Here's the scenario: I would wake at 7am, be at work by 8am, have an hour for lunch, then get home around 5pm. I would lounge at home for about an hour before starting dinner. Dinner would be ready by 6:30pm. I would be finished with dinner and and the kitchen would be cleaned by 7pm. I tried to be in bed by 11pm. That means I had a total of 4 hours to myself. Out of 24 hours, I had allotted 4 of those for me. That is under the assumption that between the hours of 7-11 I would not get a parent phone call, have to answer emails, or grade papers. About 83% of the day was centered around work and sleep. No matter how enjoyable I might find teaching to be, I could always find something else better to do with my time.
However, the thought of leaving my job simply to have more time to spend reading, watching movies, playing outside or traveling brought on a lot of anxiety. I felt naive and almost silly for thinking of resigning from my teaching position. For a couple months, I could not shake the thought of 83%. Bottom line, it doesn't matter how much you like your job. For me, it was still a job. It served as a means to an end. Ultimately, it kept me tied to a location and a routine, which at times made it impossible to explore the possibilities of my life.

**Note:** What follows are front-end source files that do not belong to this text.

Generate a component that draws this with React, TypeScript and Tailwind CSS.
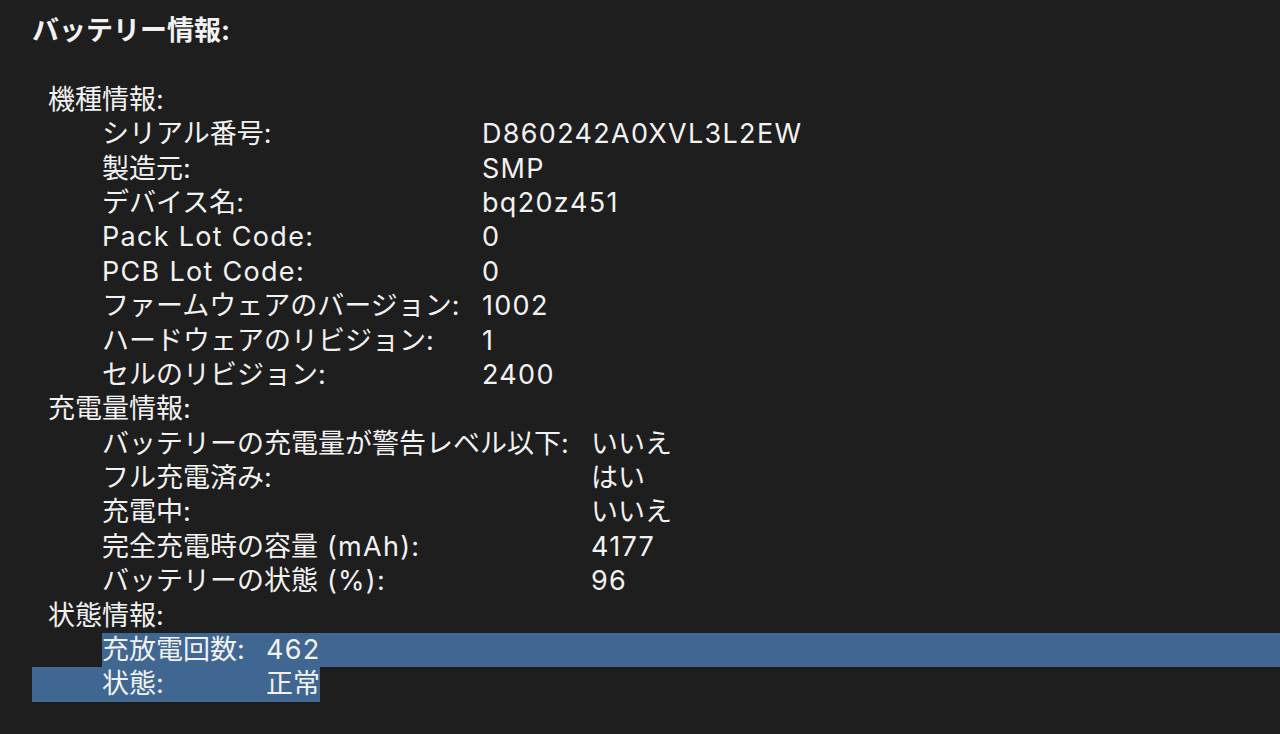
import React from 'react';

type Row = [React.ReactNode, React.ReactNode];

// Latin runs are a touch wider in the original UI font
const L = ({ children }: { children: React.ReactNode }) => <span className="tracking-[1.3px]">{children}</span>;

const modelInfo: Row[] = [
  ['シリアル番号:', <L>D860242A0XVL3L2EW</L>],
  ['製造元:', <L>SMP</L>],
  ['デバイス名:', <L>bq20z451</L>],
  [<L>Pack Lot Code:</L>, <L>0</L>],
  [<L>PCB Lot Code:</L>, <L>0</L>],
  ['ファームウェアのバージョン:', <L>1002</L>],
  ['ハードウェアのリビジョン:', <L>1</L>],
  ['セルのリビジョン:', <L>2400</L>],
];

const chargeInfo: Row[] = [
  ['バッテリーの充電量が警告レベル以下:', 'いいえ'],
  ['フル充電済み:', 'はい'],
  ['充電中:', 'いいえ'],
  [<>完全充電時の容量<L> (mAh):</L></>, <L>4177</L>],
  [<>バッテリーの状態<L> (%):</L></>, <L>96</L>],
];

const Line = ({ children, className = '' }: { children?: React.ReactNode; className?: string }) => (
  <div className={`h-[34.4px] leading-[34.4px] whitespace-nowrap ${className}`}>{children}</div>
);

const Section = ({ title, rows, labelWidth }: { title: string; rows: Row[]; labelWidth: string }) => (
  <>
    <Line className="pl-[16px]">{title}</Line>
    {rows.map(([label, value], i) => (
      <Line key={i} className="pl-[70px] flex">
        <span className={labelWidth}>{label}</span>
        <span>{value}</span>
      </Line>
    ))}
  </>
);

export default function App() {
  return (
    <div
      className="min-h-screen bg-[#1e1e1e] pt-[14px] pl-[32px] text-[27px] text-[#f2f2f2] antialiased"
      style={{ fontFamily: 'Inter, "Noto Sans CJK JP", sans-serif' }}
    >
      <Line className="font-bold">バッテリー情報:</Line>
      <Line />
      <Section title="機種情報:" rows={modelInfo} labelWidth="w-[380px]" />
      <Section title="充電量情報:" rows={chargeInfo} labelWidth="w-[489px]" />
      <Line className="pl-[16px]">状態情報:</Line>
      {/* selected text spans two lines */}
      <div className="flex h-[34.4px] leading-[34.4px] whitespace-nowrap">
        <span className="w-[70px] shrink-0" />
        <div className="flex flex-1 bg-[#3f6792]">
          <span className="w-[164px]">充放電回数:</span>
          <L>462</L>
        </div>
      </div>
      <div className="flex">
        <div className="flex h-[34.4px] leading-[34.4px] whitespace-nowrap bg-[#3f6792] pl-[70px]">
          <span className="w-[164px]">状態:</span>
          <span>正常</span>
        </div>
      </div>
    </div>
  );
}
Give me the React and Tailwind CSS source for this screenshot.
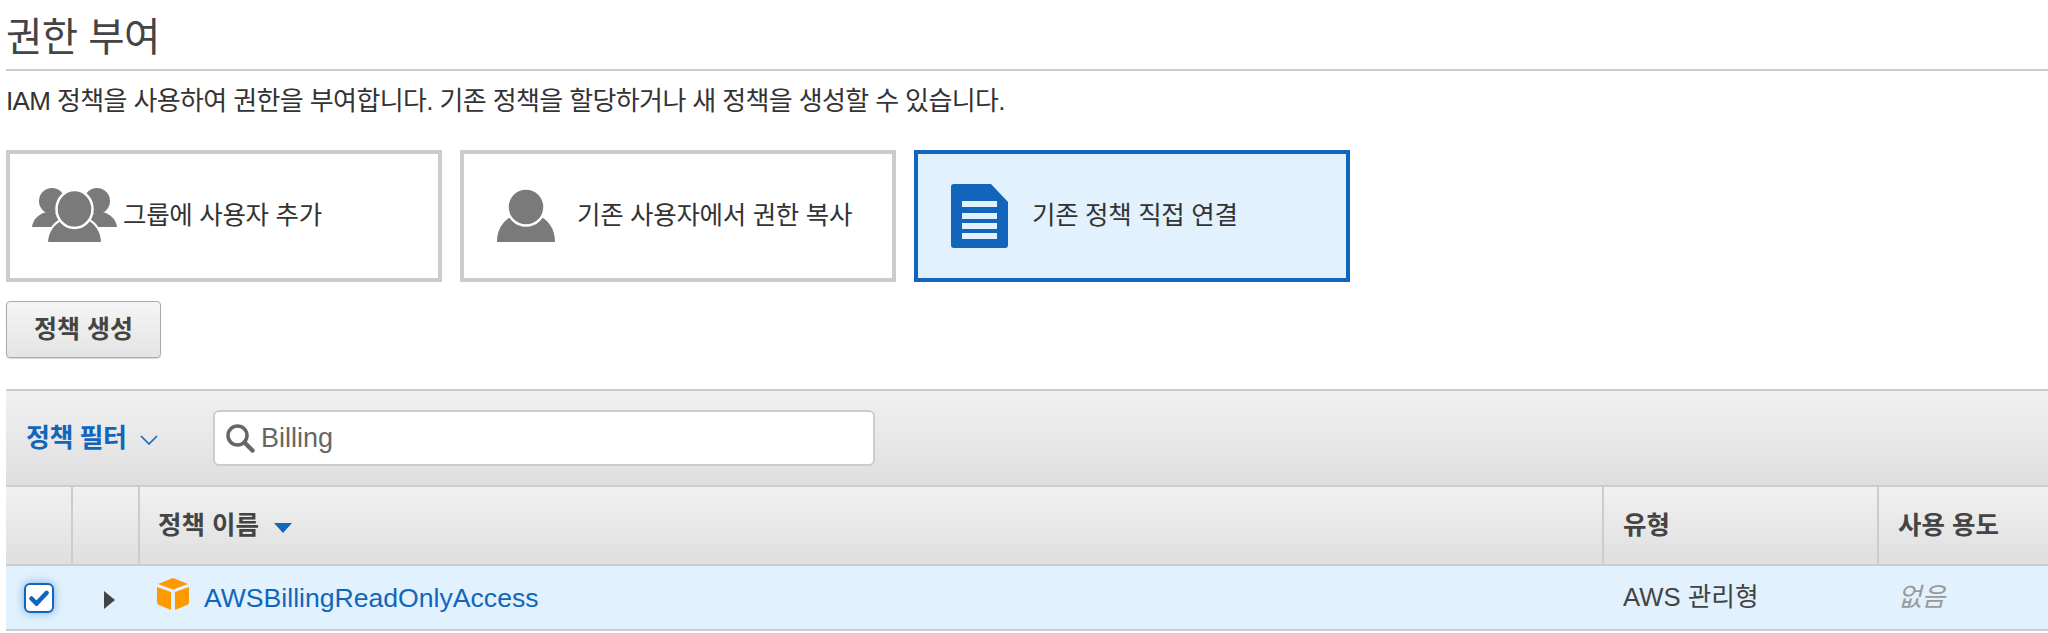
const fontStack = "font-['Liberation_Sans','Noto_Sans_CJK_KR',sans-serif]";

function GroupIcon() {
  return (
    <svg width="86" height="56" viewBox="0 0 86 56" className="shrink-0">
      <path d="M0 39c1-7 5-11 11-14l8-2 6 4 4 12z" fill="#7a7a7a" />
      <path d="M85 39c-1-7-5-11-11-14l-8-2-6 4-4 12z" fill="#7a7a7a" />
      <circle cx="20" cy="13" r="13" fill="#7a7a7a" />
      <circle cx="65" cy="13" r="13" fill="#7a7a7a" />
      <path d="M15 55c0-12 8-21 16-24h24c8 3 15 12 15 24z" fill="#7a7a7a" stroke="#fff" strokeWidth="2" />
      <ellipse cx="42.5" cy="21" rx="18" ry="19" fill="#7a7a7a" stroke="#fff" strokeWidth="2.5" />
    </svg>
  );
}

function UserIcon() {
  return (
    <svg width="58" height="54" viewBox="0 0 58 54" className="shrink-0">
      <path d="M0 53c0-14 7-22 17-27l12 4 12-4c10 5 17 13 17 27z" fill="#7a7a7a" />
      <ellipse cx="29" cy="18" rx="18.5" ry="18.5" fill="#7a7a7a" stroke="#fff" strokeWidth="2.5" />
    </svg>
  );
}

function DocIcon() {
  return (
    <svg width="57" height="64" viewBox="0 0 57 64" className="shrink-0">
      <path d="M3 0h37l17 18v43a3 3 0 0 1-3 3H3a3 3 0 0 1-3-3V3a3 3 0 0 1 3-3z" fill="#1166bb" />
      <rect x="11" y="17" width="35" height="6" fill="#e1f1fd" />
      <rect x="11" y="29" width="35" height="6" fill="#e1f1fd" />
      <rect x="11" y="39" width="35" height="6" fill="#e1f1fd" />
      <rect x="11" y="49" width="35" height="6" fill="#e1f1fd" />
    </svg>
  );
}

function CubeIcon() {
  return (
    <svg width="32" height="32" viewBox="0 0 32 32" className="shrink-0">
      <path d="M16 0l15 6-15 5.500L1 6z" fill="#ff9900" />
      <path d="M0 9l14 5v18L2 27a3 3 0 0 1-2-3z" fill="#ff9900" />
      <path d="M32 9l-14 5v18l12-5a3 3 0 0 0 2-3z" fill="#ff9900" />
    </svg>
  );
}

function OptionCard({ icon, label, active, className }) {
  return (
    <div
      className={`flex h-[132px] w-[436px] shrink-0 items-center border-4 ${
        active ? "border-[#1166bb] bg-[#e1f1fd]" : "border-[#cccccc] bg-white"
      } ${className}`}
    >
      {icon}
      <span className="text-[25.5px] leading-none tracking-[-0.3px] text-[#333]">{label}</span>
    </div>
  );
}

export default function App() {
  return (
    <div className={`h-[633px] w-[2048px] overflow-hidden bg-white pl-[6px] pt-[14px] ${fontStack}`}>
      <h1 className="h-[57px] border-b-2 border-[#cccccc] text-[39.5px] leading-[46px] tracking-[-0.5px] text-[#444]">
        권한 부여
      </h1>
      <p className="mt-[16px] text-[26px] leading-[28px] tracking-[-0.62px] text-[#333]">
        IAM 정책을 사용하여 권한을 부여합니다. 기존 정책을 할당하거나 새 정책을 생성할 수 있습니다.
      </p>

      <div className="mt-[35px] flex gap-[18px]">
        <OptionCard icon={<GroupIcon />} label="그룹에 사용자 추가" className="pl-[22px] gap-[5px]" />
        <OptionCard icon={<UserIcon />} label="기존 사용자에서 권한 복사" className="pl-[33px] gap-[22px]" />
        <OptionCard icon={<DocIcon />} label="기존 정책 직접 연결" active className="pl-[33px] gap-[24px]" />
      </div>

      <button className="mt-[19px] flex h-[57px] w-[155px] items-center justify-center rounded-[4px] border border-[#a9a9a9] bg-gradient-to-b from-[#f5f5f5] to-[#e4e4e4] text-[25px] font-bold text-[#444] shadow-[0_1px_1px_rgba(0,0,0,0.15)]">
        정책 생성
      </button>

      <div className="mt-[31px]">
        <div className="flex h-[98px] items-center border-y-2 border-[#cccccc] bg-gradient-to-b from-[#f1f1f1] to-[#dfdfdf] pl-[20px]">
          <span className="w-[100px] whitespace-nowrap text-[26px] font-bold tracking-[-0.5px] text-[#1166bb]">정책 필터</span>
          <svg width="18" height="10" viewBox="0 0 18 10" className="ml-[14px] mt-[4px]">
            <path d="M1 1l8 8 8-8" fill="none" stroke="#1166bb" strokeWidth="1.6" />
          </svg>
          <div className="ml-[55px] flex h-[56px] w-[662px] items-center rounded-[6px] border-2 border-[#cccccc] bg-white pl-[10px]">
            <svg width="30" height="30" viewBox="0 0 30 30">
              <circle cx="12.500" cy="12.500" r="9.500" fill="none" stroke="#666" strokeWidth="3.500" />
              <path d="M19.500 19.500l8 8" stroke="#666" strokeWidth="4.500" strokeLinecap="round" />
            </svg>
            <span className="ml-[6px] text-[27px] text-[#666]">Billing</span>
          </div>
        </div>

        <div className="flex h-[79px] border-b-2 border-[#cccccc] bg-gradient-to-b from-[#f1f1f1] to-[#dfdfdf] text-[25.5px] font-bold text-[#444]">
          <div className="w-[67px] border-r-2 border-[#cccccc]" />
          <div className="w-[67px] border-r-2 border-[#cccccc]" />
          <div className="flex w-[1464px] items-center border-r-2 border-[#cccccc] pl-[18px]">
            <span>정책 이름</span>
            <svg width="18" height="10" viewBox="0 0 18 10" className="ml-[15px] mt-[5px]">
              <path d="M0 0h18l-9 10z" fill="#1166bb" />
            </svg>
          </div>
          <div className="flex w-[275px] items-center border-r-2 border-[#cccccc] pl-[19px]">유형</div>
          <div className="flex items-center pl-[19px]">사용 용도</div>
        </div>

        <div className="flex h-[65px] items-center border-b-2 border-[#cccccc] bg-[#e1f1fd] text-[25.7px]">
          <div className="flex w-[67px] justify-center pr-[1px]">
            <div className="flex size-[30px] items-center justify-center rounded-[6px] border-2 border-[#1166bb] bg-white shadow-[0_0_8px_rgba(17,102,187,0.5)]">
              <svg width="20" height="16" viewBox="0 0 20 16">
                <path d="M2.500 8.500l5 5L17.500 3" fill="none" stroke="#1166bb" strokeWidth="4.500" strokeLinecap="round" />
              </svg>
            </div>
          </div>
          <div className="flex w-[67px] justify-center pl-[6px] pt-[4px]">
            <svg width="11" height="18" viewBox="0 0 11 18">
              <path d="M0 0l11 9-11 9z" fill="#444" />
            </svg>
          </div>
          <div className="flex w-[1464px] items-center pl-[17px]">
            <div className="mb-[8px]">
              <CubeIcon />
            </div>
            <a className="ml-[15px] mt-[2px] text-[26.6px] leading-none text-[#1166bb]">AWSBillingReadOnlyAccess</a>
          </div>
          <div className="w-[275px] pl-[19px] text-[#444]">AWS 관리형</div>
          <div className="pl-[19px] italic text-[#999]">없음</div>
        </div>
      </div>
    </div>
  );
}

Currently, I am living in South Korea. Granted, I have a steady job, health insurance, and a loft. You may be wondering what has actually changed aside from residing in another country. Well, at my current teaching position, I work the afternoon shift. Three days out of the week I work from 2:30-8:30 and the other two days I work from 5:40-8:00. Where I was working 200+ hours a month in the US, I am now working only 88 hours. I managed to cut my work time by more than a half, which also means that I spend less than half of my day doing work related activities. I went from 83% to about 33%. My loft is paid for and everything here, food, clothes, and entertainment is about 25% cheaper than in the US. I'm also constantly updated on upcoming travel opportunities. I visited Bali, Jiri Mountain (in Korea), Muui Island, and this winter I will be spending New Years in Tokyo, Japan. This is the beginning of how I half assed the life nomadic.